Given problem:
Tell how many lines have the string "index" in them, and write nothing besides the number.

Stored rows:
-------------------------

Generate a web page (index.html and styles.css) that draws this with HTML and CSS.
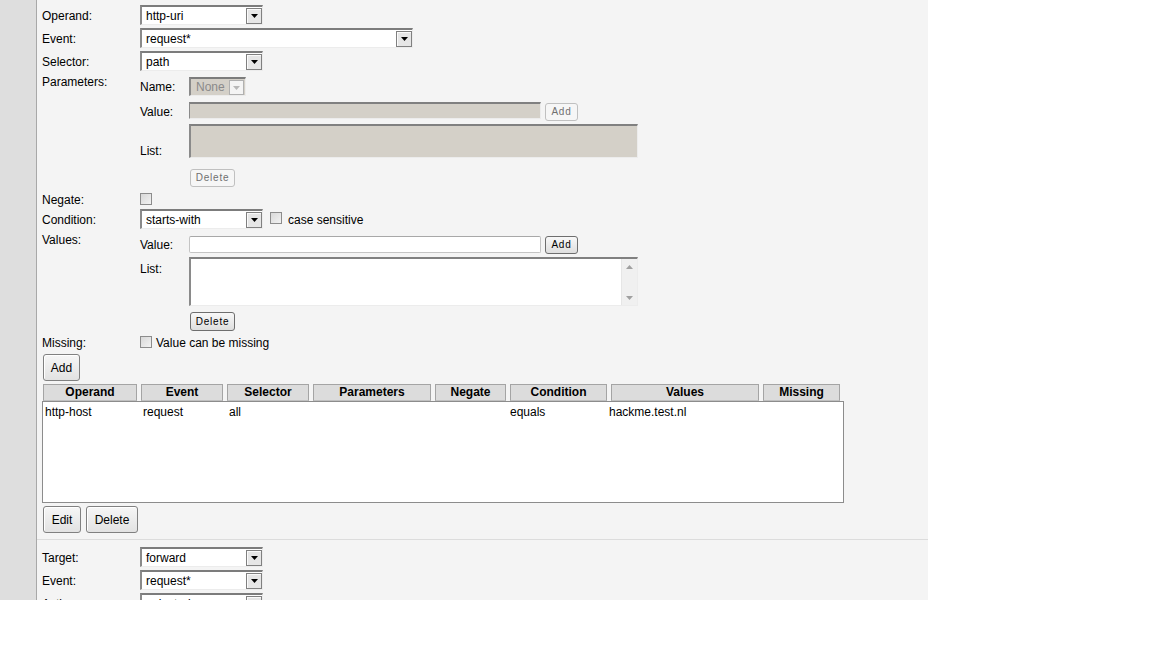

-------------------------

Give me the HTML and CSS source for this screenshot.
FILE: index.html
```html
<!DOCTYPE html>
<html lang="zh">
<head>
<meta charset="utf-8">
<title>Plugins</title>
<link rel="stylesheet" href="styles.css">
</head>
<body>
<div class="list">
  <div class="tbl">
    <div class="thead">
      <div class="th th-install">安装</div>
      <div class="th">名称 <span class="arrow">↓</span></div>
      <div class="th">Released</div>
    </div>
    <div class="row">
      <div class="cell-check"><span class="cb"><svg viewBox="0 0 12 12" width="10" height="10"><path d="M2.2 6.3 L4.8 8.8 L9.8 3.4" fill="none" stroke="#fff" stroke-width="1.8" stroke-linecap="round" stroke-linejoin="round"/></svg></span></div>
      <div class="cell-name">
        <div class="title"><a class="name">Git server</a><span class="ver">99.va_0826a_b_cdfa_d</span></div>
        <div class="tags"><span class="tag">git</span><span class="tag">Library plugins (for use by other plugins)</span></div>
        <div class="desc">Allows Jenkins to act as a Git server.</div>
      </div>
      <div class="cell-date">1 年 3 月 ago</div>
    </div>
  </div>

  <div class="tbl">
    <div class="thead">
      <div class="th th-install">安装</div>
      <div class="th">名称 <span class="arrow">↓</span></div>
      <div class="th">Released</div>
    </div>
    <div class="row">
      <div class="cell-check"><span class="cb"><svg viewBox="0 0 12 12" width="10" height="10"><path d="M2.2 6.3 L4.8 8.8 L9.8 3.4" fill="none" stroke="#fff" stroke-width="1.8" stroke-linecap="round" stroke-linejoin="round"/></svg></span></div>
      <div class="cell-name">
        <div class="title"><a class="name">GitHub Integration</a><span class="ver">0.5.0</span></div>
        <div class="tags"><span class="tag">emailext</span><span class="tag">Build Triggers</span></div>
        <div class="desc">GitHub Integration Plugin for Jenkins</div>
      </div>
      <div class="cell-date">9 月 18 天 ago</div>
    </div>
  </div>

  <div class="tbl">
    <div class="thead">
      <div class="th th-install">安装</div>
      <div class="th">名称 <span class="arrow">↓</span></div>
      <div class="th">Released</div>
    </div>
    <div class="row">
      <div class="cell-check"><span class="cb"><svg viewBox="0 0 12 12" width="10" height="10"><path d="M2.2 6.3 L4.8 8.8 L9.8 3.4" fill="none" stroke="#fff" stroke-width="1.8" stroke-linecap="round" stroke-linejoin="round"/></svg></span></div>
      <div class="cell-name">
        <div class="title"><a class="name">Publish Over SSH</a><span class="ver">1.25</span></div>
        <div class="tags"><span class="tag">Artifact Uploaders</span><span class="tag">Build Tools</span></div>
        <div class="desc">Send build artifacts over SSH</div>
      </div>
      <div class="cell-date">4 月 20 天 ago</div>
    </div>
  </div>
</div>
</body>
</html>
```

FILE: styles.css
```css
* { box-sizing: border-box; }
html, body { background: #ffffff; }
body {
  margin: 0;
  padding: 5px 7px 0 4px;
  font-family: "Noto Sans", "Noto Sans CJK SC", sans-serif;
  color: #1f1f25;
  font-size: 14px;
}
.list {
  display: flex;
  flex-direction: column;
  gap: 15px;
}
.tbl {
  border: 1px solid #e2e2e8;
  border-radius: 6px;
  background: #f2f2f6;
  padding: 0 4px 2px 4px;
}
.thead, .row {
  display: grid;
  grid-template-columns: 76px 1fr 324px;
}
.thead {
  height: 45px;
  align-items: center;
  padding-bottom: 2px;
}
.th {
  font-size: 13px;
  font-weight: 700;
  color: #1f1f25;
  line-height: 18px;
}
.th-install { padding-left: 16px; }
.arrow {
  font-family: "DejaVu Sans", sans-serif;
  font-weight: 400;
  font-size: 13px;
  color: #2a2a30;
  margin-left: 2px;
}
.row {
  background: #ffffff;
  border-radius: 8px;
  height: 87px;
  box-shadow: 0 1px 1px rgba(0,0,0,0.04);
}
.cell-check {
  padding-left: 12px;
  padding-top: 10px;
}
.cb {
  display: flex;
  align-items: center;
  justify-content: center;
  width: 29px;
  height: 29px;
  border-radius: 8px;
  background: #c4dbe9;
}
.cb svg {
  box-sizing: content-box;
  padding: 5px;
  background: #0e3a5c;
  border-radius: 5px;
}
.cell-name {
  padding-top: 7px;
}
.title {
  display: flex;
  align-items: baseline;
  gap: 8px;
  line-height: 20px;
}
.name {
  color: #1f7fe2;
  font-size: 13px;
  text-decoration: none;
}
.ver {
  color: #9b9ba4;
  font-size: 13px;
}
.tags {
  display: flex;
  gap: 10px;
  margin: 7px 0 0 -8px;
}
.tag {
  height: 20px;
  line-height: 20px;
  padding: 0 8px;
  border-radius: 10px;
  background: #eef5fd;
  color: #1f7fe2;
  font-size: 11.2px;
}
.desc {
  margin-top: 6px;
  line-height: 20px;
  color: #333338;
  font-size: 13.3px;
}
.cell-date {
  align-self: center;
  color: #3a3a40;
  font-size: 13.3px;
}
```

-------------------------

Completed task:
2